NOTE 6 - CREDIT FACILITY
The Partnership maintains a senior secured revolving credit agreement, as amended (the “Credit Facility”). The Credit Facility has an aggregate maximum credit amount of $1.0 billion and terminates on October 31, 2027. The commitment of the lenders equals the least of the aggregate maximum credit amount, the then-effective borrowing base, and the aggregate elected commitment, as it may be adjusted from time to time. The amount of the borrowing base is redetermined semi-annually, usually in October and April, and is derived from the value of the Partnership’s oil and natural gas properties as determined by the lender syndicate using pricing assumptions that often differ from the current market for future prices. The Partnership and the lenders (at the direction of two-thirds of the lenders) each have discretion to request a borrowing base redetermination one time between scheduled redeterminations. The Partnership also has the right to request a redetermination following the acquisition of oil and natural gas properties in excess of 10% of the value of the borrowing base immediately prior to such acquisition. The borrowing base is also adjusted if we terminate our hedge positions or sell oil and natural gas property interests that have a combined value exceeding 5% of the current borrowing base. In these circumstances, the borrowing base will be adjusted by the value attributed to the terminated hedge positions or the oil and natural gas property interests sold in the most recent borrowing base. The April 2023 borrowing base redetermination reaffirmed the borrowing base at $550.0 million. The subsequent redeterminations increased the borrowing base to $580.0 million in October 2023 and reaffirmed the borrowing base in April 2024. After each redetermination we elected to maintain cash commitments at $375.0 million. The next semi-annual redetermination is scheduled for October 2024.

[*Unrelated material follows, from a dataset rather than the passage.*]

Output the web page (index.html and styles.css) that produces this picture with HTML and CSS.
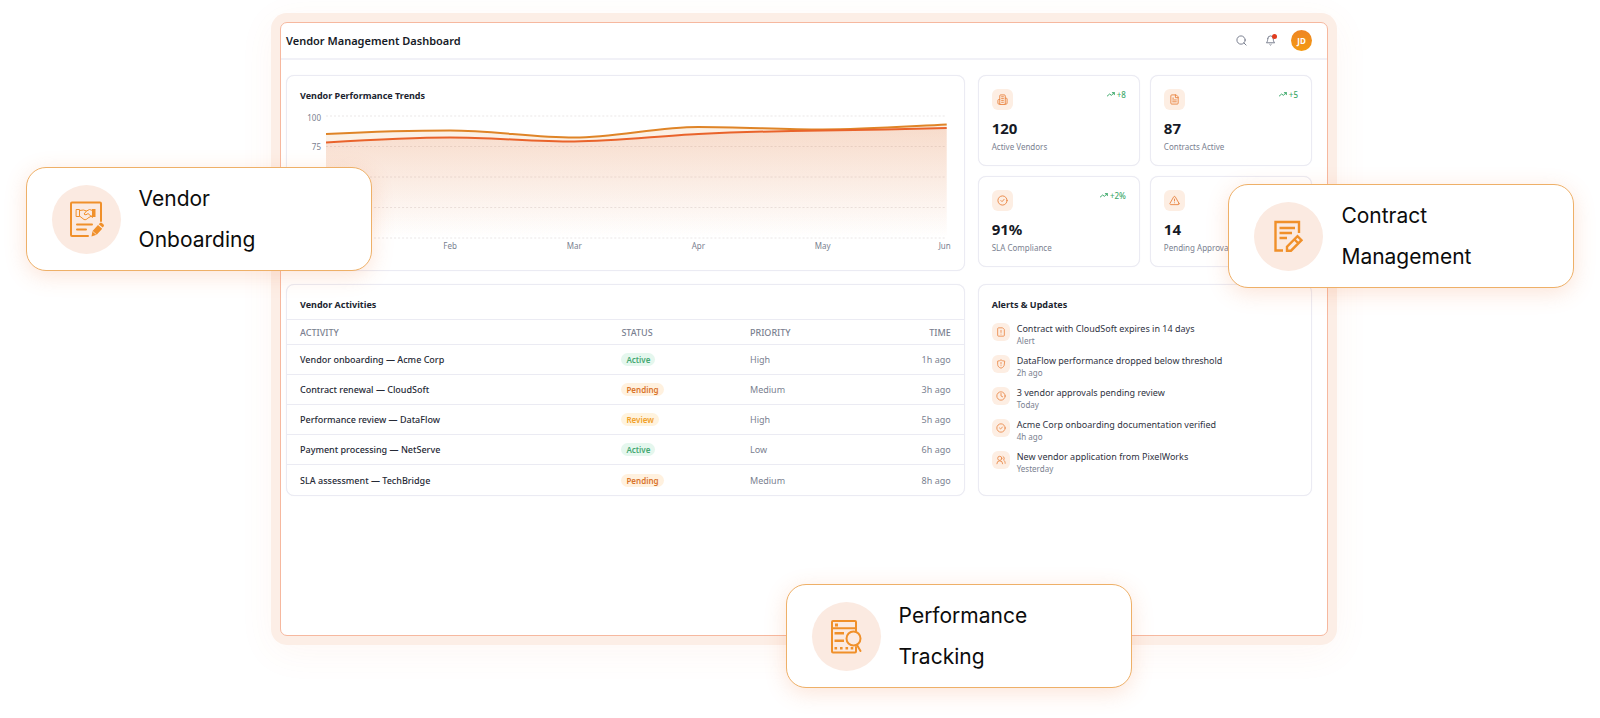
FILE: index.html
```html
<!DOCTYPE html>
<html lang="en">
<head>
    <meta charset="UTF-8" />
    <meta name="viewport" content="width=device-width, initial-scale=1.0" />
    <title>Vendor Management Dashboard</title>
    <link rel="stylesheet" href="styles.css">
</head>
<body>
    <div class="stage">
        <div class="frame">
            <header class="header">
                <h1>Vendor Management Dashboard</h1>
                <div class="header-actions">
                    <button class="icon-btn" type="button" aria-label="Search">
                        <svg class="icon" viewBox="0 0 24 24"><circle cx="11" cy="11" r="9" /><path d="m22 22-4.6-4.6" /></svg>
                    </button>
                    <button class="icon-btn" type="button" aria-label="Notifications">
                        <svg class="icon" viewBox="0 0 24 24"><path d="M6 8a6 6 0 0 1 12 0c0 7 3 9 3 9H3s3-2 3-9" /><path d="M10.3 21a2 2 0 0 0 3.4 0" /></svg>
                        <span class="dot"></span>
                    </button>
                    <button class="avatar" type="button">JD</button>
                </div>
            </header>

            <main class="dashboard">
                <section class="card chart-card">
                    <h2>Vendor Performance Trends</h2>
                    <div class="chart">
                        <div class="y-axis"><span>100</span><span>75</span><span>50</span><span>25</span><span>0</span></div>
                        <div class="plot">
                            <svg viewBox="0 0 620 124" preserveAspectRatio="none">
                                <defs>
                                    <linearGradient id="fillA" x1="0" y1="0" x2="0" y2="1">
                                        <stop offset="0" stop-color="#df8427" stop-opacity=".13" />
                                        <stop offset="1" stop-color="#df8427" stop-opacity="0" />
                                    </linearGradient>
                                    <linearGradient id="fillB" x1="0" y1="0" x2="0" y2="1">
                                        <stop offset="0" stop-color="#e0582a" stop-opacity=".13" />
                                        <stop offset="1" stop-color="#e0582a" stop-opacity="0" />
                                    </linearGradient>
                                </defs>
                                <path class="grid-line" d="M0 1H620M0 31.5H620M0 62H620M0 92.5H620M0 123H620" />
                                <path fill="url(#fillA)" d="M0 19C41 17 83 15.500 124 15.500S207 22.500 248 22.500 331 12 372 12 455 14.500 496 14.500 579 11.500 620 9.500V123H0Z" />
                                <path fill="url(#fillB)" d="M0 27.500C41 25 83 22.500 124 22.500S207 26.500 248 26.500 331 21 372 19 455 16 496 15.500 579 14 620 13V123H0Z" />
                                <path class="line line-a" d="M0 19C41 17 83 15.500 124 15.500S207 22.500 248 22.500 331 12 372 12 455 14.500 496 14.500 579 11.500 620 9.500" />
                                <path class="line line-b" d="M0 27.500C41 25 83 22.500 124 22.500S207 26.500 248 26.500 331 21 372 19 455 16 496 15.500 579 14 620 13" />
                            </svg>
                            <div class="x-axis"><span>Jan</span><span>Feb</span><span>Mar</span><span>Apr</span><span>May</span><span>Jun</span></div>
                        </div>
                    </div>
                </section>

                <section class="stats">
                    <div class="card stat">
                        <div class="stat-top">
                            <span class="tile"><svg class="icon" viewBox="0 0 24 24"><path d="M6 22V4a2 2 0 0 1 2-2h8a2 2 0 0 1 2 2v18Z" /><path d="M6 12H4a2 2 0 0 0-2 2v6a2 2 0 0 0 2 2h2M18 9h2a2 2 0 0 1 2 2v9a2 2 0 0 1-2 2h-2M10 6h4M10 10h4M10 14h4M10 18h4" /></svg></span>
                            <span class="trend"><svg class="icon" viewBox="0 0 24 14"><path d="m1 12 7-6 5 4 9-8M16 2h6v6" /></svg>+8</span>
                        </div>
                        <strong>120</strong>
                        <p>Active Vendors</p>
                    </div>
                    <div class="card stat">
                        <div class="stat-top">
                            <span class="tile"><svg class="icon" viewBox="0 0 24 24"><path d="M15 2H6a2 2 0 0 0-2 2v16a2 2 0 0 0 2 2h12a2 2 0 0 0 2-2V7Z" /><path d="M14 2v6h6M8 9h2M8 13h8M8 17h8" /></svg></span>
                            <span class="trend"><svg class="icon" viewBox="0 0 24 14"><path d="m1 12 7-6 5 4 9-8M16 2h6v6" /></svg>+5</span>
                        </div>
                        <strong>87</strong>
                        <p>Contracts Active</p>
                    </div>
                    <div class="card stat">
                        <div class="stat-top">
                            <span class="tile"><svg class="icon" viewBox="0 0 24 24"><circle cx="12" cy="12" r="10" /><path d="m8.500 12 2.500 2.500 4.500-5" /></svg></span>
                            <span class="trend"><svg class="icon" viewBox="0 0 24 14"><path d="m1 12 7-6 5 4 9-8M16 2h6v6" /></svg>+2%</span>
                        </div>
                        <strong>91%</strong>
                        <p>SLA Compliance</p>
                    </div>
                    <div class="card stat">
                        <div class="stat-top">
                            <span class="tile"><svg class="icon" viewBox="0 0 24 24"><path d="m21.700 18-8-14a2 2 0 0 0-3.500 0l-8 14A2 2 0 0 0 4 21h16a2 2 0 0 0 1.700-3ZM12 9v4M12 17v.1" /></svg></span>
                        </div>
                        <strong>14</strong>
                        <p>Pending Approvals</p>
                    </div>
                </section>

                <section class="card activities">
                    <h2>Vendor Activities</h2>
                    <table>
                        <thead>
                            <tr><th>ACTIVITY</th><th>STATUS</th><th>PRIORITY</th><th>TIME</th></tr>
                        </thead>
                        <tbody>
                            <tr><td>Vendor onboarding — Acme Corp</td><td><span class="badge active">Active</span></td><td>High</td><td>1h ago</td></tr>
                            <tr><td>Contract renewal — CloudSoft</td><td><span class="badge pending">Pending</span></td><td>Medium</td><td>3h ago</td></tr>
                            <tr><td>Performance review — DataFlow</td><td><span class="badge review">Review</span></td><td>High</td><td>5h ago</td></tr>
                            <tr><td>Payment processing — NetServe</td><td><span class="badge active">Active</span></td><td>Low</td><td>6h ago</td></tr>
                            <tr><td>SLA assessment — TechBridge</td><td><span class="badge pending">Pending</span></td><td>Medium</td><td>8h ago</td></tr>
                        </tbody>
                    </table>
                </section>

                <section class="card alerts">
                    <h2>Alerts &amp; Updates</h2>
                    <ul>
                        <li>
                            <span class="tile small"><svg class="icon" viewBox="0 0 24 24"><path d="M15 2H6a2 2 0 0 0-2 2v16a2 2 0 0 0 2 2h12a2 2 0 0 0 2-2V7ZM12 8v5M12 17v.1" /></svg></span>
                            <div><p>Contract with CloudSoft expires in 14 days</p><small>Alert</small></div>
                        </li>
                        <li>
                            <span class="tile small"><svg class="icon" viewBox="0 0 24 24"><path d="M20 13c0 5-3.500 7.500-8 9-4.500-1.500-8-4-8-9V5c3 0 5.500-1 8-3 2.500 2 5 3 8 3ZM12 8v4M12 16v.1" /></svg></span>
                            <div><p>DataFlow performance dropped below threshold</p><small>2h ago</small></div>
                        </li>
                        <li>
                            <span class="tile small"><svg class="icon" viewBox="0 0 24 24"><circle cx="12" cy="12" r="10" /><path d="M12 6v6l4 2" /></svg></span>
                            <div><p>3 vendor approvals pending review</p><small>Today</small></div>
                        </li>
                        <li>
                            <span class="tile small"><svg class="icon" viewBox="0 0 24 24"><circle cx="12" cy="12" r="10" /><path d="m8.500 12 2.500 2.500 4.500-5" /></svg></span>
                            <div><p>Acme Corp onboarding documentation verified</p><small>4h ago</small></div>
                        </li>
                        <li>
                            <span class="tile small"><svg class="icon" viewBox="0 0 24 24"><circle cx="9" cy="8" r="5" /><path d="M2 21a7 7 0 0 1 14 0M17 3.500a5 5 0 0 1 1 8.500c2.500 1.500 4 4 4 8" /></svg></span>
                            <div><p>New vendor application from PixelWorks</p><small>Yesterday</small></div>
                        </li>
                    </ul>
                </section>
            </main>
        </div>

        <div class="feature onboarding">
            <svg class="feature-icon" viewBox="0 0 69 69">
                <path class="o2" d="M49 36V18.500a1 1 0 0 0-1-1H20a1 1 0 0 0-1 1V50a1 1 0 0 0 1 1h16M25 39.500h15M25 44.500h9" />
                <path class="o1" d="M24.500 24.500h3v7h-3zM27.500 25.500l4-.5 3 1 3-1.500 3 1M27.500 31l4.500 3.500c1.500.7 3-.3 4-1.500l4.500-2.500M34.500 26l-2.500 3c1 1.500 3 .5 4-.5l4.500 4" />
                <path class="solid" d="M40 24h3.500v8H40zM39.500 51.500l1-5.500 5.500-6 4.200 3.800-5.500 6ZM46.700 39.300l1.300-1.300q1-.8 1.900 0l1.700 1.600q.8 1 0 1.900l-.9 1.100Z" />
                <path class="cut" d="m40.800 46.500 3.500 3" />
            </svg>
            <p>Vendor<br>Onboarding</p>
        </div>

        <div class="feature contract">
            <svg class="feature-icon" viewBox="0 0 69 69">
                <path class="o3" d="M45 31V20H21.500v28.500H29M25.500 26H41M25.500 31H38M25.500 36H33" />
                <path class="o3" d="M33 48.700v-4l10.500-10.500 4 4L37 48.700ZM40.500 37.500l3.500 3.500" />
            </svg>
            <p>Contract<br>Management</p>
        </div>

        <div class="feature tracking">
            <svg class="feature-icon" viewBox="0 0 69 69">
                <path class="o2" d="M44 29.500V20q0-1-1-1H21q-1 0-1 1v29.500q0 1 1 1h22q1 0 1-1V45M20 26.300h24" />
                <path class="solid" d="M23 21.500h3v3h-3zM22.500 30H32v2.500h-9.500zM22.500 37.500H32V40h-9.500zM22.500 45h2.600v2.600h-2.600zM28 45h2.600v2.600H28zM33.500 45h2.600v2.600h-2.600zM38.700 45h2.600v2.600h-2.600z" />
                <circle class="o2" cx="41.500" cy="36.500" r="7" />
                <path class="o2" d="m45 43 3.500 6" />
            </svg>
            <p>Performance<br>Tracking</p>
        </div>
    </div>
</body>
</html>
```
FILE: styles.css
```css
* {
    box-sizing: border-box;
}
body {
    margin: 0;
    background: #fff;
    color: #20242f;
    font-family: "Noto Sans", sans-serif;
    font-size: 9px;
    line-height: 13px;
}
h1, h2, p, ul {
    margin: 0;
    padding: 0;
}
button {
    padding: 0;
    border: none;
    background: none;
    font-family: inherit;
    cursor: pointer;
}
.icon {
    display: block;
    width: 11px;
    fill: none;
    stroke: currentColor;
    stroke-width: 2;
    stroke-linecap: round;
    stroke-linejoin: round;
}

/* page */
.stage {
    position: relative;
    min-height: 100vh;
    padding: 22px 17% 82px 17.5%;
    overflow: hidden;
}
.frame {
    min-height: calc(100vh - 104px);
    background: #fff;
    border: 1px solid #f6b89f;
    border-radius: 7px;
    box-shadow: 0 0 0 9px #fceee6, 0 8px 36px 9px rgba(235, 120, 60, 0.06);
}
.header {
    display: flex;
    align-items: center;
    justify-content: space-between;
    height: 37px;
    padding: 0 15px 0 5px;
    border-bottom: 2px solid #f1f1f7;
}
h1 {
    color: #161a26;
    font-size: 11px;
    line-height: 16px;
    font-weight: 600;
}
.header-actions {
    display: flex;
    align-items: center;
    gap: 18px;
}
.icon-btn {
    position: relative;
    color: #6f7485;
}
.dot {
    position: absolute;
    top: -1px;
    right: -1px;
    width: 5px;
    height: 5px;
    border-radius: 50%;
    background: #e03c1f;
}
.avatar {
    width: 21px;
    height: 21px;
    margin-left: -3px;
    border-radius: 50%;
    background: linear-gradient(#ee8524, #f49a12);
    color: #fff;
    font-size: 8px;
    font-weight: 700;
}

/* dashboard */
.dashboard {
    display: grid;
    grid-template-columns: 67fr 33fr;
    gap: 13px;
    padding: 15px 15px 15px 5px;
}
.card {
    background: #fff;
    border: 1px solid #ebebf3;
    border-radius: 8px;
    box-shadow: 0 0 1px #ebebf3;
}
h2 {
    font-size: 9px;
    line-height: 13px;
    font-weight: 700;
}
.chart-card {
    min-height: 196px;
    padding: 13px;
}
.chart {
    display: flex;
    gap: 5px;
    margin-top: 10px;
    padding-right: 4px;
    color: #7a7f90;
    font-size: 8px;
    line-height: 12px;
}
.y-axis {
    display: flex;
    flex-direction: column;
    justify-content: space-between;
    width: 21px;
    height: 128px;
    text-align: right;
}
.plot {
    flex: 1;
    padding-top: 3px;
}
.plot svg {
    display: block;
    width: 100%;
    height: 124px;
}
.grid-line {
    stroke: #b4a8a8;
    stroke-opacity: 0.28;
    stroke-dasharray: 2 2;
}
.line {
    fill: none;
    stroke-width: 2;
    vector-effect: non-scaling-stroke;
}
.line-a {
    stroke: #df8427;
}
.line-b {
    stroke: #e9632b;
}
.x-axis {
    display: flex;
    justify-content: space-between;
    margin: 1px -12px 0;
}
.x-axis span {
    width: 24px;
    text-align: center;
}
.x-axis span:last-child {
    padding-right: 4px;
}
.stats {
    display: grid;
    grid-template-columns: 1fr 1fr;
    gap: 10px;
    align-content: start;
}
.stat {
    height: 91px;
    padding: 13px;
}
.stat-top {
    display: flex;
    justify-content: space-between;
    align-items: flex-start;
}
.tile {
    display: flex;
    flex: none;
    align-items: center;
    justify-content: center;
    width: 21px;
    height: 21px;
    border-radius: 6px;
    background: #fdeee3;
    color: #e98643;
}
.tile.small {
    width: 18px;
    height: 18px;
}
.tile.small .icon {
    width: 10px;
}
.trend {
    display: flex;
    align-items: center;
    gap: 2px;
    color: #3faa6c;
    font-size: 8px;
    line-height: 11px;
    font-weight: 500;
}
.trend .icon {
    width: 8px;
    stroke-width: 3;
}
.stat strong {
    display: block;
    margin-top: 8px;
    color: #161a26;
    font-size: 15px;
    line-height: 20px;
    font-weight: 700;
}
.stat p {
    margin-top: 3px;
    color: #7a7f90;
    font-size: 8px;
    line-height: 12px;
}

/* table */
.activities h2 {
    padding: 13px 13px 8px;
    border-bottom: 1px solid #ebebf3;
}
table {
    width: 100%;
    border-collapse: separate;
    border-spacing: 0;
    table-layout: fixed;
}
th, td {
    height: 30px;
    padding: 0 13px;
    border-bottom: 1px solid #ebebf3;
    color: #7a7f90;
    font-weight: 400;
    text-align: left;
}
th {
    height: 25px;
    font-weight: 500;
}
th:nth-child(1) {
    width: 47.5%;
}
th:nth-child(2), th:nth-child(3) {
    width: 19%;
}
th:last-child, td:last-child {
    text-align: right;
}
td:first-child {
    color: #262a36;
    font-weight: 500;
}
tbody tr:last-child td {
    border-bottom: none;
}
.badge {
    display: inline-block;
    padding: 0 5px;
    border-radius: 7px;
    font-size: 8px;
    line-height: 13px;
    font-weight: 600;
}
.active {
    background: #e5f7ee;
    color: #45a872;
}
.pending {
    background: #fff1df;
    color: #d9732b;
}
.review {
    background: #fff3de;
    color: #f0a028;
}

/* alerts */
.alerts {
    padding: 13px;
}
.alerts ul {
    display: grid;
    gap: 7px;
    margin-top: 11px;
    list-style: none;
}
.alerts li {
    display: flex;
    gap: 7px;
}
.alerts li .tile {
    margin-top: 1px;
}
.alerts li p {
    color: #2f333f;
}
.alerts small {
    display: block;
    color: #7a7f90;
    font-size: 8px;
    line-height: 12px;
}

/* floating feature cards */
.feature {
    position: absolute;
    display: flex;
    align-items: center;
    gap: 18px;
    width: 346px;
    height: 104px;
    padding: 0 25px;
    background: #fff;
    border: 1px solid #eeb068;
    border-radius: 20px;
    box-shadow: 0 5px 22px rgba(238, 120, 60, 0.2);
    color: #0c0c0c;
    font-family: Inter, sans-serif;
    font-size: 21px;
    line-height: 41px;
}
.onboarding {
    top: 167px;
    left: 1.6%;
}
.contract {
    top: 184px;
    right: 1.6%;
}
.tracking {
    top: 584px;
    left: 49.1%;
}
.feature-icon {
    flex: none;
    width: 69px;
    height: 69px;
    border-radius: 50%;
    background: #fbeae1;
    fill: none;
}
.o1, .o2, .o3, .cut {
    stroke: #f0902a;
    stroke-linejoin: round;
    stroke-linecap: round;
}
.o1 {
    stroke-width: 1;
}
.o2 {
    stroke-width: 2;
}
.o3 {
    stroke-width: 2.4;
    stroke-linejoin: miter;
    stroke-linecap: butt;
}
.cut {
    stroke: #fbeae1;
    stroke-width: 0.8;
}
.solid {
    fill: #f0902a;
}
```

The Partnership’s borrowings under the Credit Facility bear interest at a floating rate determined by the type of loan the Partnership has elected to take: a secured overnight financing rate ("SOFR") loan or a base-rate loan. Both types of loans bear interest at a reference rate plus a margin that varies with the amount of borrowings outstanding under the Credit Facility. The reference rate for SOFR loans is equal to SOFR as published by the Federal Reserve Bank of New York, adjusted for the borrowing term, plus 0.10%, which is referred to as Adjusted Term SOFR. The reference rate for base rate loans is the highest of (a) Wells Fargo’s prime commercial lending rate for that day, (2) the Federal Funds Rate in effect on that day plus 0.50%, and (c) the Adjusted Term SOFR for a one-month tenor, plus 1.00%. As of December 31, 2023 and June 30, 2024, the applicable margin for the base rate loans ranged from 1.50% to 2.50%, and the margin for SOFR loans ranged from 2.50% to 3.50%.
The Partnership is obligated to pay a quarterly commitment fee ranging from a 0.375% to 0.500% annualized rate on the unused portion of the borrowing base, depending on the amount of the borrowings outstanding in relation to the borrowing base. Principal may be optionally repaid from time to time without premium or penalty, other than customary SOFR breakage, and is required to be paid (a) if the amount outstanding exceeds the borrowing base, whether due to a borrowing base redetermination or otherwise, in some cases subject to a cure period, or (b) at the maturity date.
The weighted-average interest rate of the Credit Facility was 7.96% during the six months ended June 30, 2024 and 7.36% for the twelve months ended December 31, 2023. Accrued interest is payable at the end of each calendar quarter or at the end of each interest period, unless the interest period is longer than 90 days, in which case interest is payable at the end of every 90-day period. The Credit Facility is secured by substantially all of the Partnership’s oil and natural gas production and assets.
The Credit Facility contains various limitations on future borrowings, leases, hedging, and sales of assets. Additionally, the Credit Facility requires the Partnership to maintain a current ratio of not less than 1.0:1.0 and a ratio of total debt to EBITDAX (Earnings before Interest, Taxes, Depreciation, Amortization, and Exploration) of not more than 3.5:1.0. Distributions are not permitted if there is a default under the Credit Facility (including the failure to satisfy one of the financial covenants), if the availability under the Credit Facility is less than 10% of the lenders' commitments, or if total debt to EBITDAX is greater than 3.0. As of June 30, 2024, the Partnership was in compliance with all financial covenants in the Credit Facility.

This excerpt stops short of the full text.